▶ [Information provided]

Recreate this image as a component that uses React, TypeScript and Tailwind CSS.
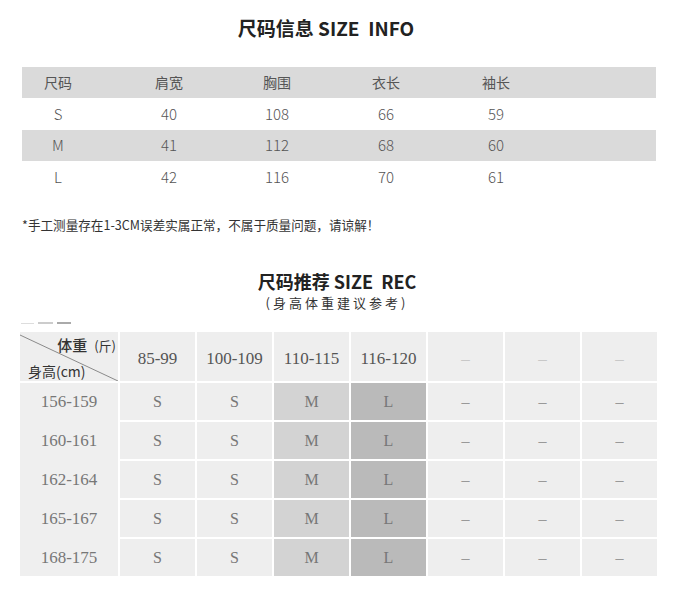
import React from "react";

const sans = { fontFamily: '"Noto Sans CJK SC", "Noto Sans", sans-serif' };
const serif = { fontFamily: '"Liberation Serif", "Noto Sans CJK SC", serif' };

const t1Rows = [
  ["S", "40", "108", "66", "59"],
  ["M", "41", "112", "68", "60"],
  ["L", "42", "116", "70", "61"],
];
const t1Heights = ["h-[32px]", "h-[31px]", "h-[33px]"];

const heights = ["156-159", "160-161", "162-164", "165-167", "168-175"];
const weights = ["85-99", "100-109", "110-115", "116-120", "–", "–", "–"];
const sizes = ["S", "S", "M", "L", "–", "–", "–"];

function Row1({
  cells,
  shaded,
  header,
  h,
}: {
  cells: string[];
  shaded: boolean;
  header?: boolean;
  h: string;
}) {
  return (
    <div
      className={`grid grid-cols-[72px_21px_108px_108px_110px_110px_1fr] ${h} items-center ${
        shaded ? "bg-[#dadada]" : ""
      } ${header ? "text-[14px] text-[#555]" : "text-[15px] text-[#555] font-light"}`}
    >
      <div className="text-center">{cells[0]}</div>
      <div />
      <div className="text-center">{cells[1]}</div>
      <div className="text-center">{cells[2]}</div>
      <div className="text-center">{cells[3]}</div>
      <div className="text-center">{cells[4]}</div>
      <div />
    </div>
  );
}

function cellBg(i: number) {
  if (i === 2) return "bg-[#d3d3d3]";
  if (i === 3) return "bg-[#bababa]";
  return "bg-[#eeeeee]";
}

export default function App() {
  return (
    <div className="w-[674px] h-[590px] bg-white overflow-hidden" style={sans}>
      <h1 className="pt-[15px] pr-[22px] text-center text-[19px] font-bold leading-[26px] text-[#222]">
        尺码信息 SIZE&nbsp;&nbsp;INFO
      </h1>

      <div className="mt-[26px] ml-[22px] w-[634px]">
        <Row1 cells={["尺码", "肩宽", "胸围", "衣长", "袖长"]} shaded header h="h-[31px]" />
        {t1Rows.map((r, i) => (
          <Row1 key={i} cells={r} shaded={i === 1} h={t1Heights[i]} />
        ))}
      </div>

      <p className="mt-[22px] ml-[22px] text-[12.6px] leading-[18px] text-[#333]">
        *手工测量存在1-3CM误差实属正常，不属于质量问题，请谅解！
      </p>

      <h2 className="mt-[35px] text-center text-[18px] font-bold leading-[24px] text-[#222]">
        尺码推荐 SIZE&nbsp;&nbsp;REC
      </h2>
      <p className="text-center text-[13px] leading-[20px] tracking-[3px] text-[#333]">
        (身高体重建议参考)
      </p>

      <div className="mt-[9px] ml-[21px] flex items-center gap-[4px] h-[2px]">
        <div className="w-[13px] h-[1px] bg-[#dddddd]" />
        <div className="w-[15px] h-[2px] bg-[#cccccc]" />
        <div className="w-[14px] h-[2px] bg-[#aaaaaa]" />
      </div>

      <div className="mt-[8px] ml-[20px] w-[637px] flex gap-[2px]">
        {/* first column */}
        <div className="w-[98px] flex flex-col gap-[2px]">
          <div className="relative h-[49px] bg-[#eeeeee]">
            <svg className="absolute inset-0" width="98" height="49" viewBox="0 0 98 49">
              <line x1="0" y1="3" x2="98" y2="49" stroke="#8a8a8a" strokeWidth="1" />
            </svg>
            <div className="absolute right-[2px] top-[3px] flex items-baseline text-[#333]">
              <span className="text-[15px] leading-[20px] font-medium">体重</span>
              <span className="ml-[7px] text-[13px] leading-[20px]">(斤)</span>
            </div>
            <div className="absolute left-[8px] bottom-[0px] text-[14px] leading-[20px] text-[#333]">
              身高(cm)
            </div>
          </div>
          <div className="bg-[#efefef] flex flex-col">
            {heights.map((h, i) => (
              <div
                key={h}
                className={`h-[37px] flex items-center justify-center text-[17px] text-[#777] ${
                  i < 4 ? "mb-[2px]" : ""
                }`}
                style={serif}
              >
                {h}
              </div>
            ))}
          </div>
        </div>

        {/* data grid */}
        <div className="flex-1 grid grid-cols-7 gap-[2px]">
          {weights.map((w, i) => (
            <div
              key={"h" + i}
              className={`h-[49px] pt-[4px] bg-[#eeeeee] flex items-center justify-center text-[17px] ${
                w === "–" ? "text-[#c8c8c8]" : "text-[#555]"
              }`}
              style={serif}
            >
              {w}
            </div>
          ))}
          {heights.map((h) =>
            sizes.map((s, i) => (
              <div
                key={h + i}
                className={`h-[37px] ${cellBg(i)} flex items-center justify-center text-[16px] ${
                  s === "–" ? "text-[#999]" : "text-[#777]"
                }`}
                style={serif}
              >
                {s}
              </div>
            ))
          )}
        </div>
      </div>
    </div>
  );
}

▶ [What is being asked] Keep every word of the data as it is when you write it out, but drop the pictures.

▶ [Result]
Recreate this image as a component that uses React, TypeScript and Tailwind CSS.
import React from "react";

const sans = { fontFamily: '"Noto Sans CJK SC", "Noto Sans", sans-serif' };
const serif = { fontFamily: '"Liberation Serif", "Noto Sans CJK SC", serif' };

const t1Rows = [
  ["S", "40", "108", "66", "59"],
  ["M", "41", "112", "68", "60"],
  ["L", "42", "116", "70", "61"],
];
const t1Heights = ["h-[32px]", "h-[31px]", "h-[33px]"];

const heights = ["156-159", "160-161", "162-164", "165-167", "168-175"];
const weights = ["85-99", "100-109", "110-115", "116-120", "–", "–", "–"];
const sizes = ["S", "S", "M", "L", "–", "–", "–"];

function Row1({
  cells,
  shaded,
  header,
  h,
}: {
  cells: string[];
  shaded: boolean;
  header?: boolean;
  h: string;
}) {
  return (
    <div
      className={`grid grid-cols-[72px_21px_108px_108px_110px_110px_1fr] ${h} items-center ${
        shaded ? "bg-[#dadada]" : ""
      } ${header ? "text-[14px] text-[#555]" : "text-[15px] text-[#555] font-light"}`}
    >
      <div className="text-center">{cells[0]}</div>
      <div />
      <div className="text-center">{cells[1]}</div>
      <div className="text-center">{cells[2]}</div>
      <div className="text-center">{cells[3]}</div>
      <div className="text-center">{cells[4]}</div>
      <div />
    </div>
  );
}

function cellBg(i: number) {
  if (i === 2) return "bg-[#d3d3d3]";
  if (i === 3) return "bg-[#bababa]";
  return "bg-[#eeeeee]";
}

export default function App() {
  return (
    <div className="w-[674px] h-[590px] bg-white overflow-hidden" style={sans}>
      <h1 className="pt-[15px] pr-[22px] text-center text-[19px] font-bold leading-[26px] text-[#222]">
        尺码信息 SIZE&nbsp;&nbsp;INFO
      </h1>

      <div className="mt-[26px] ml-[22px] w-[634px]">
        <Row1 cells={["尺码", "肩宽", "胸围", "衣长", "袖长"]} shaded header h="h-[31px]" />
        {t1Rows.map((r, i) => (
          <Row1 key={i} cells={r} shaded={i === 1} h={t1Heights[i]} />
        ))}
      </div>

      <p className="mt-[22px] ml-[22px] text-[12.6px] leading-[18px] text-[#333]">
        *手工测量存在1-3CM误差实属正常，不属于质量问题，请谅解！
      </p>

      <h2 className="mt-[35px] text-center text-[18px] font-bold leading-[24px] text-[#222]">
        尺码推荐 SIZE&nbsp;&nbsp;REC
      </h2>
      <p className="text-center text-[13px] leading-[20px] tracking-[3px] text-[#333]">
        (身高体重建议参考)
      </p>

      <div className="mt-[9px] ml-[21px] flex items-center gap-[4px] h-[2px]">
        <div className="w-[13px] h-[1px] bg-[#dddddd]" />
        <div className="w-[15px] h-[2px] bg-[#cccccc]" />
        <div className="w-[14px] h-[2px] bg-[#aaaaaa]" />
      </div>

      <div className="mt-[8px] ml-[20px] w-[637px] flex gap-[2px]">
        {/* first column */}
        <div className="w-[98px] flex flex-col gap-[2px]">
          <div className="relative h-[49px] bg-[#eeeeee]">
            <svg className="absolute inset-0" width="98" height="49" viewBox="0 0 98 49">
              <line x1="0" y1="3" x2="98" y2="49" stroke="#8a8a8a" strokeWidth="1" />
            </svg>
            <div className="absolute right-[2px] top-[3px] flex items-baseline text-[#333]">
              <span className="text-[15px] leading-[20px] font-medium">体重</span>
              <span className="ml-[7px] text-[13px] leading-[20px]">(斤)</span>
            </div>
            <div className="absolute left-[8px] bottom-[0px] text-[14px] leading-[20px] text-[#333]">
              身高(cm)
            </div>
          </div>
          <div className="bg-[#efefef] flex flex-col">
            {heights.map((h, i) => (
              <div
                key={h}
                className={`h-[37px] flex items-center justify-center text-[17px] text-[#777] ${
                  i < 4 ? "mb-[2px]" : ""
                }`}
                style={serif}
              >
                {h}
              </div>
            ))}
          </div>
        </div>

        {/* data grid */}
        <div className="flex-1 grid grid-cols-7 gap-[2px]">
          {weights.map((w, i) => (
            <div
              key={"h" + i}
              className={`h-[49px] pt-[4px] bg-[#eeeeee] flex items-center justify-center text-[17px] ${
                w === "–" ? "text-[#c8c8c8]" : "text-[#555]"
              }`}
              style={serif}
            >
              {w}
            </div>
          ))}
          {heights.map((h) =>
            sizes.map((s, i) => (
              <div
                key={h + i}
                className={`h-[37px] ${cellBg(i)} flex items-center justify-center text-[16px] ${
                  s === "–" ? "text-[#999]" : "text-[#777]"
                }`}
                style={serif}
              >
                {s}
              </div>
            ))
          )}
        </div>
      </div>
    </div>
  );
}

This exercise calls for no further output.